* start Data listing *
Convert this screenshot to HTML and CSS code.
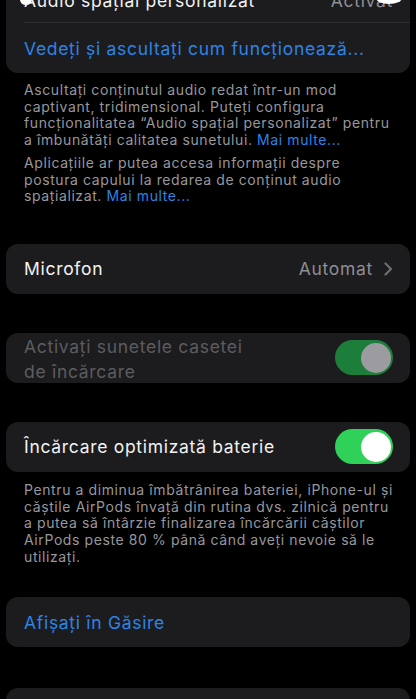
FILE: index.html
```html
<!DOCTYPE html>
<html lang="ro">
<head>
    <meta charset="utf-8">
    <title>AirPods</title>
    <link rel="stylesheet" href="styles.css">
</head>
<body>
    <div class="page">
        <div class="group first">
            <div class="row">
                <span class="blob left"></span>
                <span class="label">Audio spațial personalizat</span>
                <span class="value">Activat</span>
                <span class="blob"></span>
            </div>
            <div class="sep"></div>
            <div class="row tall">
                <span class="link">Vedeți și ascultați cum funcționează...</span>
            </div>
        </div>
        <div class="note first-note">
            <p>Ascultați conținutul audio redat într-un mod<br>captivant, tridimensional. Puteți configura<br>funcționalitatea “Audio spațial personalizat” pentru<br>a îmbunătăți calitatea sunetului. <span class="more">Mai multe...</span></p>
            <p>Aplicațiile ar putea accesa informații despre<br>postura capului la redarea de conținut audio<br>spațializat. <span class="more">Mai multe...</span></p>
        </div>

        <div class="group">
            <div class="row tall">
                <span class="label">Microfon</span>
                <span class="value">Automat</span>
                <svg class="chev" width="9" height="14" viewBox="0 0 9 14"><path d="M1.5 1.5 L7 7 L1.5 12.5" fill="none" stroke="#6e6e73" stroke-width="2.2" stroke-linecap="round" stroke-linejoin="round"/></svg>
            </div>
        </div>

        <div class="group">
            <div class="row tall">
                <span class="label dim two">Activați sunetele casetei<br>de încărcare</span>
                <span class="switch off-look"><span class="knob"></span></span>
            </div>
        </div>

        <div class="group">
            <div class="row tall">
                <span class="label">Încărcare optimizată baterie</span>
                <span class="switch"><span class="knob"></span></span>
            </div>
        </div>
        <div class="note">
            <p>Pentru a diminua îmbătrânirea bateriei, iPhone-ul și<br>căștile AirPods învață din rutina dvs. zilnică pentru<br>a putea să întârzie finalizarea încărcării căștilor<br>AirPods peste 80 % până când aveți nevoie să le<br>utilizați.</p>
        </div>

        <div class="group find">
            <div class="row tall">
                <span class="link">Afișați în Găsire</span>
            </div>
        </div>

        <div class="group last">
            <div class="row tall"></div>
        </div>
    </div>
</body>
</html>
```

FILE: styles.css
```css
body{
    margin: 0;
    background-color: #000;
    font-family: 'Inter', 'Roboto', sans-serif;
    overflow: hidden;
    height: 699px;
}
.page{
    padding: 0 6px;
    display: flex;
    flex-direction: column;
}
.group{
    background-color: #1c1c1e;
    border-radius: 12px;
    margin-top: 39px;
    flex-shrink: 0;
}
.group.first{
    margin-top: -22px;
}
.group.find{
    margin-top: 32px;
}
.group.last{
    margin-top: 41px;
}
.row{
    display: flex;
    align-items: center;
    height: 44px;
    padding: 0 17px 0 18px;
    position: relative;
}
.row.tall{
    height: 50px;
}
.sep{
    height: 1px;
    margin-left: 18px;
    background-color: #2f2f31;
}
.label{
    color: #f2f2f2;
    font-size: 17.5px;
    letter-spacing: 0.7px;
    flex: 1;
    white-space: nowrap;
}
.label.dim{
    color: #5c5c60;
}
.label.two{
    line-height: 25px;
    margin-top: 2px;
}
.value{
    color: #8e8e93;
    font-size: 17.5px;
    letter-spacing: 0.7px;
}
.chev{
    margin-left: 11px;
}
.blob{
    position: absolute;
    right: 8px;
    top: 14px;
    width: 26px;
    height: 12px;
    border-radius: 50%;
    background-color: #fff;
}
.blob.left{
    right: auto;
    left: 14px;
    top: 16px;
    width: 12px;
    height: 11px;
}
.link{
    color: #2c84e6;
    font-size: 17.5px;
    letter-spacing: 0.7px;
    white-space: nowrap;
}
.note{
    padding: 10px 18px 0 18px;
    color: #97979c;
    font-size: 14px;
    letter-spacing: 0.6px;
    line-height: 16.7px;
    white-space: nowrap;
}
.note p{
    margin: 0 0 6px 0;
}
.note p:last-child{
    margin-bottom: 0;
}
.note.first-note{
    padding-top: 9px;
}
.more{
    color: #2c84e6;
}
.switch{
    width: 58px;
    height: 35px;
    border-radius: 18px;
    background-color: #2fd158;
    position: relative;
    flex-shrink: 0;
}
.switch .knob{
    position: absolute;
    right: 2px;
    top: 2.5px;
    width: 30px;
    height: 30px;
    border-radius: 50%;
    background-color: #fff;
}
.switch.off-look{
    background-color: #1d7e3c;
}
.switch.off-look .knob{
    background-color: #9c9ca0;
}
```
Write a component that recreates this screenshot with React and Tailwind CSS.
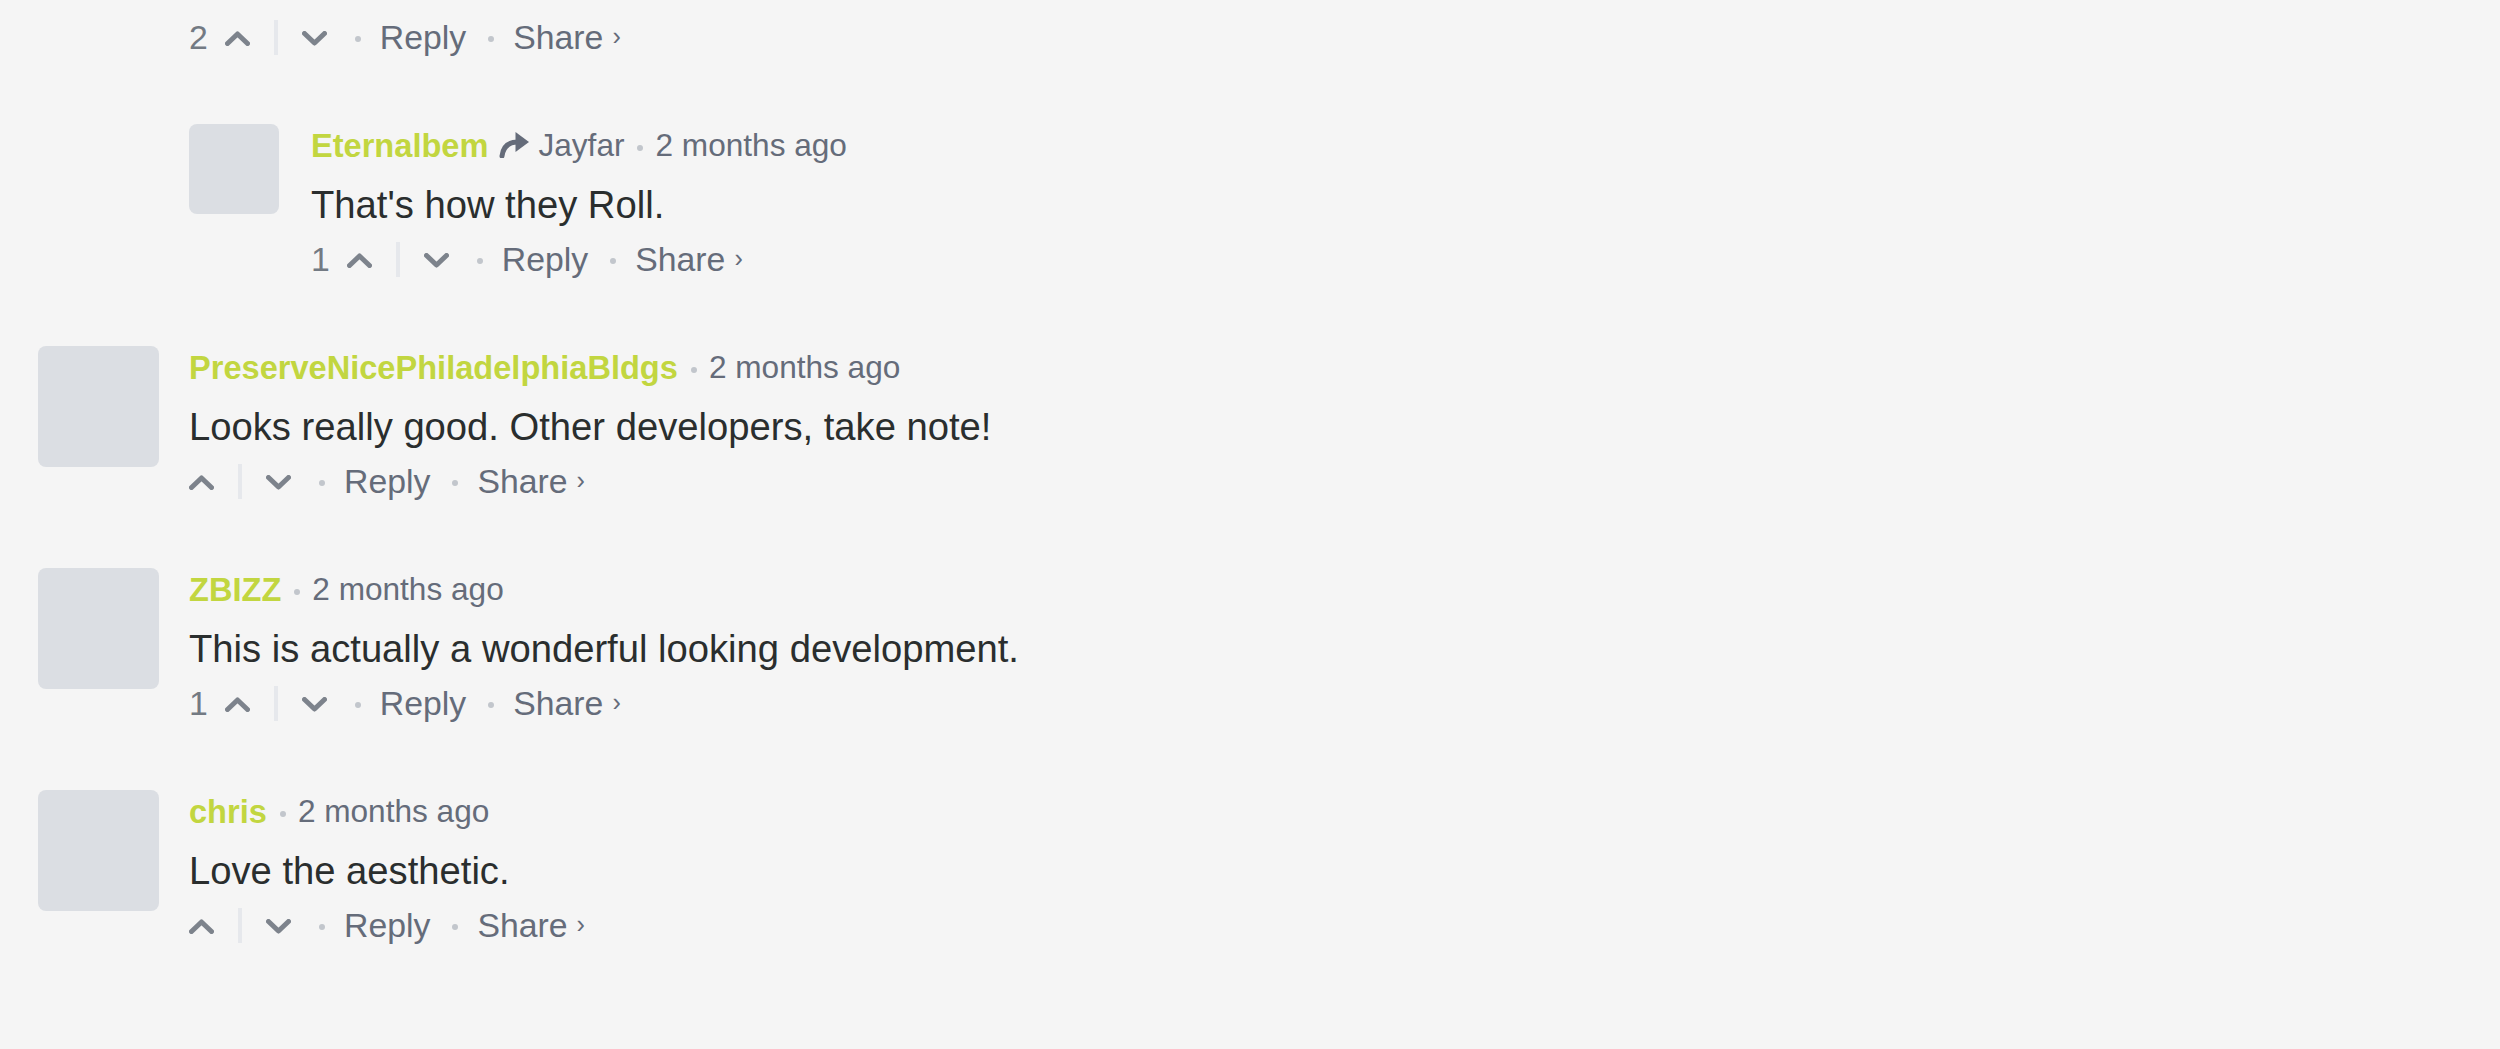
import React from 'react';

const comments = [
  { id: 2, name: 'PreserveNicePhiladelphiaBldgs', body: 'Looks really good. Other developers, take note!', votes: 0 },
  { id: 3, name: 'ZBIZZ', body: 'This is actually a wonderful looking development.', votes: 1 },
  { id: 4, name: 'chris', body: 'Love the aesthetic.', votes: 0 },
];

const Chevron = ({ up }) => (
  <svg width="25" height="15" viewBox="0 0 25 15" className="text-[#7d838c]">
    <polyline
      points={up ? '2.5,12.5 12.5,3 22.5,12.5' : '2.5,2.5 12.5,12 22.5,2.5'}
      fill="none"
      stroke="currentColor"
      strokeWidth="5"
      strokeLinecap="round"
      strokeLinejoin="round"
    />
  </svg>
);

const Dot = () => <span className="block w-[6px] h-[6px] rounded-full bg-[#c2c6cc]"></span>;

const ReplyArrow = () => (
  <svg width="31" height="27" viewBox="0 0 31 27" className="text-[#656c7a]">
    <path d="M3 25 C4 16.5 9 11 19 11" fill="none" stroke="currentColor" strokeWidth="5" strokeLinecap="round" />
    <path d="M16.5 1 L30 11 L16.5 21 Z" fill="currentColor" />
  </svg>
);

const Actions = ({ votes }) => (
  <div className="h-[44px] flex items-center text-[33.8px] text-[#656c7a]">
    {votes > 0 && <span className="text-[#737a83] mr-[17px]">{votes}</span>}
    <span className="mt-[3px]"><Chevron up /></span>
    <span className="block w-[4px] h-[35px] bg-[#e6e8ec] ml-[24px] mr-[24px]"></span>
    <span className="mt-[3px]"><Chevron /></span>
    <span className="ml-[28px] mr-[19px] mt-[4px]"><Dot /></span>
    <span>Reply</span>
    <span className="ml-[22px] mr-[19px] mt-[4px]"><Dot /></span>
    <span>Share</span>
    <span className="ml-[9px] text-[25px]">›</span>
  </div>
);

const Comment = ({ name, replyTo, body, votes, child }) => (
  <div className="flex">
    <div
      className={`shrink-0 rounded-[8px] bg-[#dbdee3] ${child ? 'w-[90px] h-[90px] mr-[32px]' : 'w-[121px] h-[121px] mr-[30px]'}`}
    ></div>
    <div className="flex flex-col">
      <div className="h-[44px] flex items-center">
        <span className="text-[32.6px] font-bold text-[#c2d640]">{name}</span>
        {replyTo && (
          <>
            <span className="ml-[11px] mr-[8px] -mt-[4px]"><ReplyArrow /></span>
            <span className="text-[31.6px] text-[#656c7a]">{replyTo}</span>
          </>
        )}
        <span className="ml-[13px] mr-[12px] mt-[3px]"><Dot /></span>
        <span className="text-[31.6px] text-[#656c7a]">2 months ago</span>
      </div>
      <p className="mt-[12px] text-[38.2px] leading-[50px] text-[#2a2e2e]">{body}</p>
      <div className="mt-[7px]">
        <Actions votes={votes} />
      </div>
    </div>
  </div>
);

const App = () => {
  return (
    <div className="min-h-screen bg-[#f5f5f5] font-['Liberation_Sans',Arial,sans-serif]">
      <div className="pt-[15px] pl-[38px] flex flex-col gap-[65px]">
        <div className="pl-[151px]">
          <Actions votes={2} />
        </div>
        <div className="pl-[151px]">
          <Comment child name="Eternalbem" replyTo="Jayfar" body="That's how they Roll." votes={1} />
        </div>
        {comments.map((c) => (
          <Comment key={c.id} name={c.name} body={c.body} votes={c.votes} />
        ))}
      </div>
    </div>
  );
};

export default App;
* end Data listing *
**Exercise instructions**
Using the entries above, transcribe every line from the line containing "Write a component" through the line containing "const Dot = ()". Do not copy pictures.

**Exercise solution**
Write a component that recreates this screenshot with React and Tailwind CSS.
import React from 'react';

const comments = [
  { id: 2, name: 'PreserveNicePhiladelphiaBldgs', body: 'Looks really good. Other developers, take note!', votes: 0 },
  { id: 3, name: 'ZBIZZ', body: 'This is actually a wonderful looking development.', votes: 1 },
  { id: 4, name: 'chris', body: 'Love the aesthetic.', votes: 0 },
];

const Chevron = ({ up }) => (
  <svg width="25" height="15" viewBox="0 0 25 15" className="text-[#7d838c]">
    <polyline
      points={up ? '2.5,12.5 12.5,3 22.5,12.5' : '2.5,2.5 12.5,12 22.5,2.5'}
      fill="none"
      stroke="currentColor"
      strokeWidth="5"
      strokeLinecap="round"
      strokeLinejoin="round"
    />
  </svg>
);

const Dot = () => <span className="block w-[6px] h-[6px] rounded-full bg-[#c2c6cc]"></span>;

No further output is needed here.